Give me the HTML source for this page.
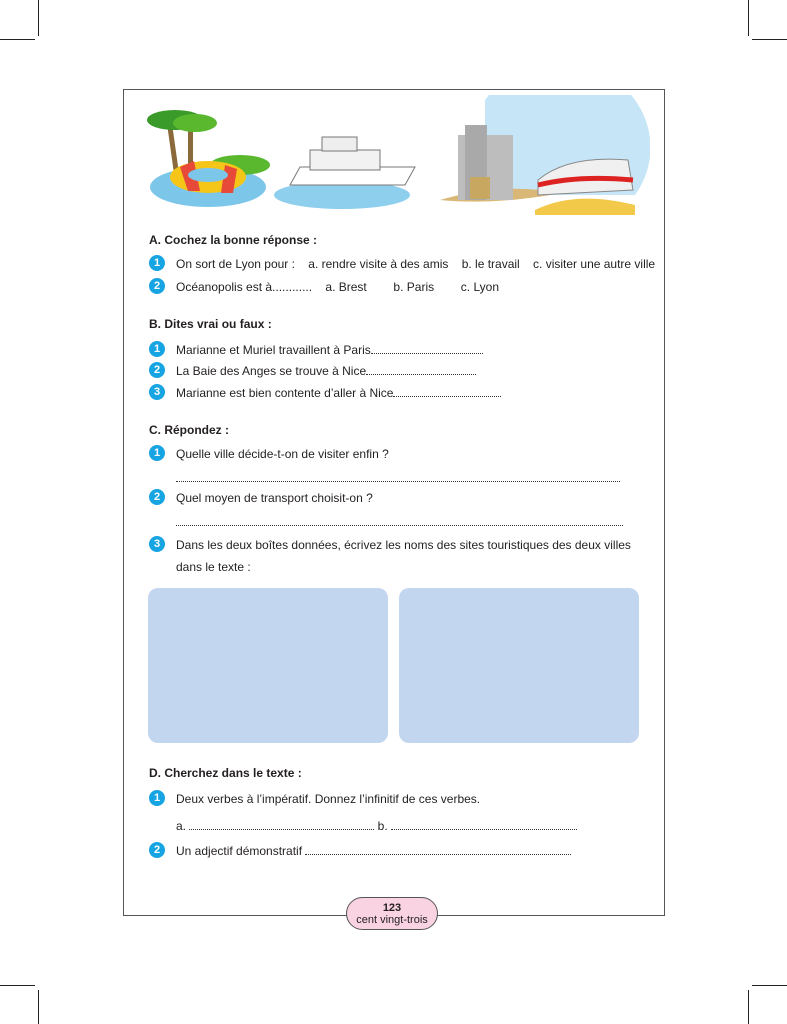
<!DOCTYPE html>
<html><head><meta charset="utf-8"><style>
body{margin:0;width:787px;height:1024px;background:#fff;position:relative;overflow:hidden;font-family:"Liberation Sans",Arial,sans-serif;color:#231f20}
.t{position:absolute;font-size:12px;line-height:16px;white-space:nowrap;top:0}
.h{font-weight:bold;left:149px}
.n{position:absolute;left:149px;width:16px;height:16px;border-radius:50%;background:#17a4e2;color:#fff;font-weight:bold;font-size:11px;line-height:16px;text-align:center}
.d{display:inline-block;border-bottom:1px dotted #333;height:11px;vertical-align:baseline}
.m{position:absolute;background:#222}
.box{position:absolute;top:588px;width:240px;height:155px;background:#c3d6ef;border-radius:10px}
</style></head><body>
<div class="m" style="left:38px;top:0;width:1px;height:36px"></div>
<div class="m" style="left:0;top:39px;width:35px;height:1px"></div>
<div class="m" style="left:748px;top:0;width:1px;height:36px"></div>
<div class="m" style="left:752px;top:39px;width:35px;height:1px"></div>
<div class="m" style="left:38px;top:990px;width:1px;height:34px"></div>
<div class="m" style="left:0;top:985px;width:35px;height:1px"></div>
<div class="m" style="left:748px;top:990px;width:1px;height:34px"></div>
<div class="m" style="left:752px;top:985px;width:35px;height:1px"></div>
<div style="position:absolute;left:123px;top:89px;width:540px;height:825px;border:1px solid #555"></div>
<svg style="position:absolute;left:140px;top:95px" width="510" height="120">
<ellipse cx="68" cy="92" rx="58" ry="20" fill="#7cc6ea"/>
<rect x="30" y="20" width="5" height="60" fill="#8a6a3a" transform="rotate(-8 32 50)"/>
<rect x="48" y="25" width="5" height="55" fill="#8a6a3a"/>
<ellipse cx="35" cy="25" rx="28" ry="10" fill="#3a9a2a"/>
<ellipse cx="55" cy="28" rx="22" ry="9" fill="#5ab82e"/>
<ellipse cx="100" cy="70" rx="30" ry="10" fill="#5ab82e"/>
<ellipse cx="68" cy="82" rx="38" ry="16" fill="#f5c518"/>
<path d="M40 72 l14 -6 l6 30 l-12 0z" fill="#e84a3a"/><path d="M85 70 l12 4 l-4 24 l-12 0z" fill="#e84a3a"/>
<ellipse cx="68" cy="80" rx="20" ry="7" fill="#7cc6ea"/>
<ellipse cx="202" cy="100" rx="68" ry="14" fill="#8ecfee"/>
<path d="M150 90 l115 0 l10 -18 l-115 0 z" fill="#fff" stroke="#777"/>
<rect x="170" y="55" width="70" height="20" fill="#f2f2f2" stroke="#777"/>
<rect x="182" y="42" width="35" height="14" fill="#eee" stroke="#777"/>
<path d="M345 5 a80 75 0 0 1 150 95 l-150 0z" fill="#c6e6f7"/>
<path d="M300 105 q50 -15 100 -10 l10 5 q-60 10 -110 5z" fill="#d9b776"/>
<rect x="318" y="40" width="55" height="65" fill="#bdbdbd"/>
<rect x="325" y="30" width="22" height="75" fill="#a9a9a9"/>
<rect x="330" y="82" width="20" height="22" fill="#c8a860"/>
<path d="M395 115 q40 -20 100 -5 l0 10 l-100 0z" fill="#f3c94a"/>
<path d="M398 85 q30 -25 90 -20 l5 30 l-95 5z" fill="#f0f0f0" stroke="#888"/>
<path d="M398 90 q40 -10 95 -5" stroke="#d22" stroke-width="5" fill="none"/>
</svg>
<div class="t h" style="top:232px">A. Cochez la bonne réponse :</div>
<div class="n" style="top:255px">1</div>
<div class="t" style="left:176px;top:256px">On sort de Lyon pour :&nbsp;&nbsp;&nbsp; a. rendre visite à des amis &nbsp;&nbsp; b. le travail &nbsp;&nbsp; c. visiter une autre ville</div>
<div class="n" style="top:278px">2</div>
<div class="t" style="left:176px;top:279px">Océanopolis est à............ &nbsp;&nbsp; a. Brest &nbsp;&nbsp;&nbsp;&nbsp;&nbsp;&nbsp; b. Paris &nbsp;&nbsp;&nbsp;&nbsp;&nbsp;&nbsp; c. Lyon</div>
<div class="t h" style="top:316px">B. Dites vrai ou faux :</div>
<div class="n" style="top:341px">1</div>
<div class="t" style="left:176px;top:342px">Marianne et Muriel travaillent à Paris<span class="d" style="width:112px"></span></div>
<div class="n" style="top:362px">2</div>
<div class="t" style="left:176px;top:363px">La Baie des Anges se trouve à Nice<span class="d" style="width:110px"></span></div>
<div class="n" style="top:384px">3</div>
<div class="t" style="left:176px;top:385px">Marianne est bien contente d’aller à Nice<span class="d" style="width:108px"></span></div>
<div class="t h" style="top:422px">C. Répondez :</div>
<div class="n" style="top:445px">1</div>
<div class="t" style="left:176px;top:446px">Quelle ville décide-t-on de visiter enfin ?</div>
<div class="t" style="left:176px;top:470px"><span class="d" style="width:444px"></span></div>
<div class="n" style="top:489px">2</div>
<div class="t" style="left:176px;top:490px">Quel moyen de transport choisit-on ?</div>
<div class="t" style="left:176px;top:514px"><span class="d" style="width:447px"></span></div>
<div class="n" style="top:536px">3</div>
<div class="t" style="left:176px;top:537px">Dans les deux boîtes données, écrivez les noms des sites touristiques des deux villes</div>
<div class="t" style="left:176px;top:559px">dans le texte :</div>
<div class="box" style="left:148px"></div>
<div class="box" style="left:399px"></div>
<div class="t h" style="top:765px">D. Cherchez dans le texte :</div>
<div class="n" style="top:790px">1</div>
<div class="t" style="left:176px;top:791px">Deux verbes à l’impératif. Donnez l’infinitif de ces verbes.</div>
<div class="t" style="left:176px;top:818px">a. <span class="d" style="width:185px"></span> b. <span class="d" style="width:186px"></span></div>
<div class="n" style="top:842px">2</div>
<div class="t" style="left:176px;top:843px">Un adjectif démonstratif <span class="d" style="width:266px"></span></div>
<div style="position:absolute;left:346px;top:897px;width:92px;height:33px;border:1px solid #555;border-radius:17px;background:#f9d3e1;text-align:center;font-size:11px;line-height:12px;padding-top:4px;box-sizing:border-box"><b>123</b><br>cent vingt-trois</div>
</body></html>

_WHAT THE EXERCISE ASKS_.
Restate the entire listing word for word, excluding pictures.

_OUTPUT OF THE EXERCISE_.
Give me the HTML source for this page.
<!DOCTYPE html>
<html><head><meta charset="utf-8"><style>
body{margin:0;width:787px;height:1024px;background:#fff;position:relative;overflow:hidden;font-family:"Liberation Sans",Arial,sans-serif;color:#231f20}
.t{position:absolute;font-size:12px;line-height:16px;white-space:nowrap;top:0}
.h{font-weight:bold;left:149px}
.n{position:absolute;left:149px;width:16px;height:16px;border-radius:50%;background:#17a4e2;color:#fff;font-weight:bold;font-size:11px;line-height:16px;text-align:center}
.d{display:inline-block;border-bottom:1px dotted #333;height:11px;vertical-align:baseline}
.m{position:absolute;background:#222}
.box{position:absolute;top:588px;width:240px;height:155px;background:#c3d6ef;border-radius:10px}
</style></head><body>
<div class="m" style="left:38px;top:0;width:1px;height:36px"></div>
<div class="m" style="left:0;top:39px;width:35px;height:1px"></div>
<div class="m" style="left:748px;top:0;width:1px;height:36px"></div>
<div class="m" style="left:752px;top:39px;width:35px;height:1px"></div>
<div class="m" style="left:38px;top:990px;width:1px;height:34px"></div>
<div class="m" style="left:0;top:985px;width:35px;height:1px"></div>
<div class="m" style="left:748px;top:990px;width:1px;height:34px"></div>
<div class="m" style="left:752px;top:985px;width:35px;height:1px"></div>
<div style="position:absolute;left:123px;top:89px;width:540px;height:825px;border:1px solid #555"></div>
<svg style="position:absolute;left:140px;top:95px" width="510" height="120">
<ellipse cx="68" cy="92" rx="58" ry="20" fill="#7cc6ea"/>
<rect x="30" y="20" width="5" height="60" fill="#8a6a3a" transform="rotate(-8 32 50)"/>
<rect x="48" y="25" width="5" height="55" fill="#8a6a3a"/>
<ellipse cx="35" cy="25" rx="28" ry="10" fill="#3a9a2a"/>
<ellipse cx="55" cy="28" rx="22" ry="9" fill="#5ab82e"/>
<ellipse cx="100" cy="70" rx="30" ry="10" fill="#5ab82e"/>
<ellipse cx="68" cy="82" rx="38" ry="16" fill="#f5c518"/>
<path d="M40 72 l14 -6 l6 30 l-12 0z" fill="#e84a3a"/><path d="M85 70 l12 4 l-4 24 l-12 0z" fill="#e84a3a"/>
<ellipse cx="68" cy="80" rx="20" ry="7" fill="#7cc6ea"/>
<ellipse cx="202" cy="100" rx="68" ry="14" fill="#8ecfee"/>
<path d="M150 90 l115 0 l10 -18 l-115 0 z" fill="#fff" stroke="#777"/>
<rect x="170" y="55" width="70" height="20" fill="#f2f2f2" stroke="#777"/>
<rect x="182" y="42" width="35" height="14" fill="#eee" stroke="#777"/>
<path d="M345 5 a80 75 0 0 1 150 95 l-150 0z" fill="#c6e6f7"/>
<path d="M300 105 q50 -15 100 -10 l10 5 q-60 10 -110 5z" fill="#d9b776"/>
<rect x="318" y="40" width="55" height="65" fill="#bdbdbd"/>
<rect x="325" y="30" width="22" height="75" fill="#a9a9a9"/>
<rect x="330" y="82" width="20" height="22" fill="#c8a860"/>
<path d="M395 115 q40 -20 100 -5 l0 10 l-100 0z" fill="#f3c94a"/>
<path d="M398 85 q30 -25 90 -20 l5 30 l-95 5z" fill="#f0f0f0" stroke="#888"/>
<path d="M398 90 q40 -10 95 -5" stroke="#d22" stroke-width="5" fill="none"/>
</svg>
<div class="t h" style="top:232px">A. Cochez la bonne réponse :</div>
<div class="n" style="top:255px">1</div>
<div class="t" style="left:176px;top:256px">On sort de Lyon pour :&nbsp;&nbsp;&nbsp; a. rendre visite à des amis &nbsp;&nbsp; b. le travail &nbsp;&nbsp; c. visiter une autre ville</div>
<div class="n" style="top:278px">2</div>
<div class="t" style="left:176px;top:279px">Océanopolis est à............ &nbsp;&nbsp; a. Brest &nbsp;&nbsp;&nbsp;&nbsp;&nbsp;&nbsp; b. Paris &nbsp;&nbsp;&nbsp;&nbsp;&nbsp;&nbsp; c. Lyon</div>
<div class="t h" style="top:316px">B. Dites vrai ou faux :</div>
<div class="n" style="top:341px">1</div>
<div class="t" style="left:176px;top:342px">Marianne et Muriel travaillent à Paris<span class="d" style="width:112px"></span></div>
<div class="n" style="top:362px">2</div>
<div class="t" style="left:176px;top:363px">La Baie des Anges se trouve à Nice<span class="d" style="width:110px"></span></div>
<div class="n" style="top:384px">3</div>
<div class="t" style="left:176px;top:385px">Marianne est bien contente d’aller à Nice<span class="d" style="width:108px"></span></div>
<div class="t h" style="top:422px">C. Répondez :</div>
<div class="n" style="top:445px">1</div>
<div class="t" style="left:176px;top:446px">Quelle ville décide-t-on de visiter enfin ?</div>
<div class="t" style="left:176px;top:470px"><span class="d" style="width:444px"></span></div>
<div class="n" style="top:489px">2</div>
<div class="t" style="left:176px;top:490px">Quel moyen de transport choisit-on ?</div>
<div class="t" style="left:176px;top:514px"><span class="d" style="width:447px"></span></div>
<div class="n" style="top:536px">3</div>
<div class="t" style="left:176px;top:537px">Dans les deux boîtes données, écrivez les noms des sites touristiques des deux villes</div>
<div class="t" style="left:176px;top:559px">dans le texte :</div>
<div class="box" style="left:148px"></div>
<div class="box" style="left:399px"></div>
<div class="t h" style="top:765px">D. Cherchez dans le texte :</div>
<div class="n" style="top:790px">1</div>
<div class="t" style="left:176px;top:791px">Deux verbes à l’impératif. Donnez l’infinitif de ces verbes.</div>
<div class="t" style="left:176px;top:818px">a. <span class="d" style="width:185px"></span> b. <span class="d" style="width:186px"></span></div>
<div class="n" style="top:842px">2</div>
<div class="t" style="left:176px;top:843px">Un adjectif démonstratif <span class="d" style="width:266px"></span></div>
<div style="position:absolute;left:346px;top:897px;width:92px;height:33px;border:1px solid #555;border-radius:17px;background:#f9d3e1;text-align:center;font-size:11px;line-height:12px;padding-top:4px;box-sizing:border-box"><b>123</b><br>cent vingt-trois</div>
</body></html>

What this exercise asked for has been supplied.